:: Set exercise ::
Include the line containing "import React from 'react'" and all lines before it, repeated exactly from the listing below, without pictures.

:: Collected material ::
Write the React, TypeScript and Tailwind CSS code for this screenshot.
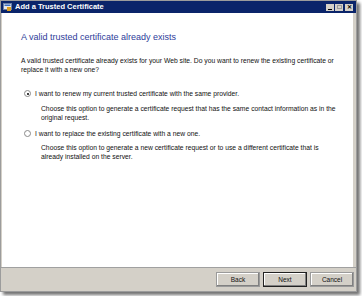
import React from 'react'

const Radio = ({ checked }: { checked?: boolean }) => (
  <span className="relative mt-[1px] h-[7px] w-[7px] shrink-0 rounded-full border border-[#8a8a8a] bg-white">
    {checked && <span className="absolute left-[1.5px] top-[1.5px] h-[2px] w-[2px] rounded-full bg-black" />}
  </span>
)

const Btn = ({ label, active }: { label: string; active?: boolean }) => (
  <button
    className={`flex h-[15px] w-[44px] items-center justify-center bg-[#d4d0c8] text-[6.5px] text-[#111] shadow-[inset_-1px_-1px_0_#808080,inset_1px_1px_0_#fff] ${
      active ? 'border border-[#222]' : 'border border-[#9a9a9a]'
    }`}
  >
    {label}
  </button>
)

const App = () => {
  return (
    <div className="h-[296px] w-[362px] bg-white" style={{ fontFamily: '"Liberation Sans", Arial, sans-serif' }}>
      <div className="flex h-[292px] w-[357px] flex-col border border-[#9c9c9c] bg-[#d4d0c8] shadow-[3px_3px_3px_rgba(0,0,0,0.55)]">
        {/* title bar */}
        <div className="flex h-[12px] items-center justify-between bg-[#0a246a] pl-[2px] pr-[3px]">
          <div className="flex items-center gap-[3px]">
            <svg width="9" height="8" viewBox="0 0 9 8">
              <rect x="0.5" y="0.5" width="8" height="6" fill="#e8e8e8" stroke="#6a7ea8" />
              <rect x="1.5" y="1.5" width="6" height="1.5" fill="#3b6fc4" />
              <rect x="4" y="4" width="4" height="4" fill="#e0a020" />
            </svg>
            <span className="text-[7.5px] font-bold leading-none text-white">Add a Trusted Certificate</span>
          </div>
          <div className="flex gap-[1px]">
            <span className="flex h-[7px] w-[8px] items-end justify-center bg-[#d4d0c8] pb-[1px]">
              <span className="h-[1px] w-[4px] bg-black" />
            </span>
            <span className="flex h-[7px] w-[8px] items-center justify-center bg-[#d4d0c8]">
              <span className="h-[4px] w-[5px] border border-[#9a9a9a]" />
            </span>
            <span className="ml-[1px] flex h-[7px] w-[8px] items-center justify-center bg-[#d4d0c8] text-[6px] font-bold leading-none text-black">
              ✕
            </span>
          </div>
        </div>

        {/* body */}
        <div className="mx-[1px] mr-[3px] flex-1 bg-white pl-[19px] pr-[4px] pt-[18px] text-[6.75px] leading-[9px] text-[#111]">
          <h1 className="text-[9px] leading-[12px] text-[#2e3c9a]">A valid trusted certificate already exists</h1>
          <p className="mt-[13px] whitespace-nowrap">
            A valid trusted certificate already exists for your Web site. Do you want to renew the existing certificate or
            <br />
            replace it with a new one?
          </p>

          <div className="mt-[15px] flex items-start gap-[4px] pl-[3px]">
            <Radio checked />
            <span>I want to renew my current trusted certificate with the same provider.</span>
          </div>
          <p className="mt-[6px] whitespace-nowrap pl-[20px]">
            Choose this option to generate a certificate request that has the same contact information as in the
            <br />
            original request.
          </p>

          <div className="mt-[7px] flex items-start gap-[4px] pl-[3px]">
            <Radio />
            <span>I want to replace the existing certificate with a new one.</span>
          </div>
          <p className="mt-[5px] whitespace-nowrap pl-[20px]">
            Choose this option to generate a new certificate request or to use a different certificate that is
            <br />
            already installed on the server.
          </p>
        </div>

        {/* footer */}
        <div className="flex h-[24px] items-center justify-end gap-[3px] border-t border-[#a0a0a0] pr-[2px]">
          <Btn label="Back" />
          <Btn label="Next" active />
          <Btn label="Cancel" />
        </div>
      </div>
    </div>
  )
}

export default App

:: Completed exercise ::
Write the React, TypeScript and Tailwind CSS code for this screenshot.
import React from 'react'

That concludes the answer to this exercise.